──────── RECORDED DATA

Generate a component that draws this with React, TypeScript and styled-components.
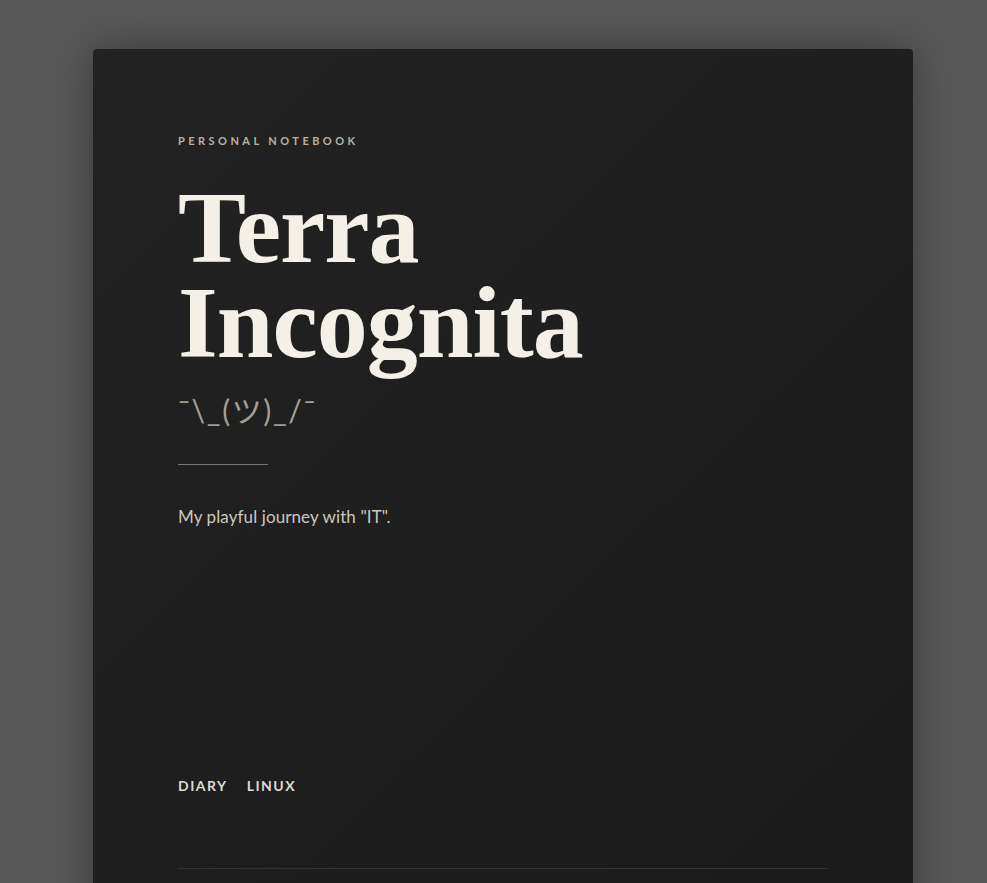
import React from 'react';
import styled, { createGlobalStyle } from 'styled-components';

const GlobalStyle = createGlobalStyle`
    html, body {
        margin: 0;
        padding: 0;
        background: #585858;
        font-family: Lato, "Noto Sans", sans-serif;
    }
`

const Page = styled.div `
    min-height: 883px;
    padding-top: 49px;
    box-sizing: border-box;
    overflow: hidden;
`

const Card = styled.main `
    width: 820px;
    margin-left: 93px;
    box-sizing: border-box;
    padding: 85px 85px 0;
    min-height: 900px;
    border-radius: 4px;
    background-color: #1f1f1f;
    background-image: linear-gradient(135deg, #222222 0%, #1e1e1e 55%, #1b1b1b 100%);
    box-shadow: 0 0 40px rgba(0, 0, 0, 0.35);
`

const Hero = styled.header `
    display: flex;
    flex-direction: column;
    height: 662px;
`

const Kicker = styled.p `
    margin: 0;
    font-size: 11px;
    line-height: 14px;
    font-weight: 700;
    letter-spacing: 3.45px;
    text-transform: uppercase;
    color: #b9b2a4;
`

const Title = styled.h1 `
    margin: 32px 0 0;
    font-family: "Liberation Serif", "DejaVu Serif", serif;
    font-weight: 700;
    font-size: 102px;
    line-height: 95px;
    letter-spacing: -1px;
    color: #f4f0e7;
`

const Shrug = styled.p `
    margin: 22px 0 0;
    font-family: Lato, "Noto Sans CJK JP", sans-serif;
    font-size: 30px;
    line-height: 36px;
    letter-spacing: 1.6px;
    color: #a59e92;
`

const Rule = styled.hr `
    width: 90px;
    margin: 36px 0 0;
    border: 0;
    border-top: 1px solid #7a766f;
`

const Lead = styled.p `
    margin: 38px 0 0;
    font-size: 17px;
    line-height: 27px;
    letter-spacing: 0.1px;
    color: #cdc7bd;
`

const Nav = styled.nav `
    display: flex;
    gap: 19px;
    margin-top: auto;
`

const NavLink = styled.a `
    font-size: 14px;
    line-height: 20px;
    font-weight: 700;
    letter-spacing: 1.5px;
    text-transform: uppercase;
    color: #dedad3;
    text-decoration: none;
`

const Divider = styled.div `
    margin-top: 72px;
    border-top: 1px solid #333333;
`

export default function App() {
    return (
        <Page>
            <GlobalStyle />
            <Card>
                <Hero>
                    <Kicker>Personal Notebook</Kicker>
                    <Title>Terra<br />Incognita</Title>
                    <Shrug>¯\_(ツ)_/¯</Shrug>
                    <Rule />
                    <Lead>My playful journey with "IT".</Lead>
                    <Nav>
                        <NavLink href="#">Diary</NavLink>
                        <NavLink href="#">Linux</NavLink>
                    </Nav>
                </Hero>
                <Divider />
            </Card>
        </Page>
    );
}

────────────────

## [PROBLEM]
Return the material word for word. Pictures are not part of the copy.

## [COMPLETED EXERCISE]
Generate a component that draws this with React, TypeScript and styled-components.
import React from 'react';
import styled, { createGlobalStyle } from 'styled-components';

const GlobalStyle = createGlobalStyle`
    html, body {
        margin: 0;
        padding: 0;
        background: #585858;
        font-family: Lato, "Noto Sans", sans-serif;
    }
`

const Page = styled.div `
    min-height: 883px;
    padding-top: 49px;
    box-sizing: border-box;
    overflow: hidden;
`

const Card = styled.main `
    width: 820px;
    margin-left: 93px;
    box-sizing: border-box;
    padding: 85px 85px 0;
    min-height: 900px;
    border-radius: 4px;
    background-color: #1f1f1f;
    background-image: linear-gradient(135deg, #222222 0%, #1e1e1e 55%, #1b1b1b 100%);
    box-shadow: 0 0 40px rgba(0, 0, 0, 0.35);
`

const Hero = styled.header `
    display: flex;
    flex-direction: column;
    height: 662px;
`

const Kicker = styled.p `
    margin: 0;
    font-size: 11px;
    line-height: 14px;
    font-weight: 700;
    letter-spacing: 3.45px;
    text-transform: uppercase;
    color: #b9b2a4;
`

const Title = styled.h1 `
    margin: 32px 0 0;
    font-family: "Liberation Serif", "DejaVu Serif", serif;
    font-weight: 700;
    font-size: 102px;
    line-height: 95px;
    letter-spacing: -1px;
    color: #f4f0e7;
`

const Shrug = styled.p `
    margin: 22px 0 0;
    font-family: Lato, "Noto Sans CJK JP", sans-serif;
    font-size: 30px;
    line-height: 36px;
    letter-spacing: 1.6px;
    color: #a59e92;
`

const Rule = styled.hr `
    width: 90px;
    margin: 36px 0 0;
    border: 0;
    border-top: 1px solid #7a766f;
`

const Lead = styled.p `
    margin: 38px 0 0;
    font-size: 17px;
    line-height: 27px;
    letter-spacing: 0.1px;
    color: #cdc7bd;
`

const Nav = styled.nav `
    display: flex;
    gap: 19px;
    margin-top: auto;
`

const NavLink = styled.a `
    font-size: 14px;
    line-height: 20px;
    font-weight: 700;
    letter-spacing: 1.5px;
    text-transform: uppercase;
    color: #dedad3;
    text-decoration: none;
`

const Divider = styled.div `
    margin-top: 72px;
    border-top: 1px solid #333333;
`

export default function App() {
    return (
        <Page>
            <GlobalStyle />
            <Card>
                <Hero>
                    <Kicker>Personal Notebook</Kicker>
                    <Title>Terra<br />Incognita</Title>
                    <Shrug>¯\_(ツ)_/¯</Shrug>
                    <Rule />
                    <Lead>My playful journey with "IT".</Lead>
                    <Nav>
                        <NavLink href="#">Diary</NavLink>
                        <NavLink href="#">Linux</NavLink>
                    </Nav>
                </Hero>
                <Divider />
            </Card>
        </Page>
    );
}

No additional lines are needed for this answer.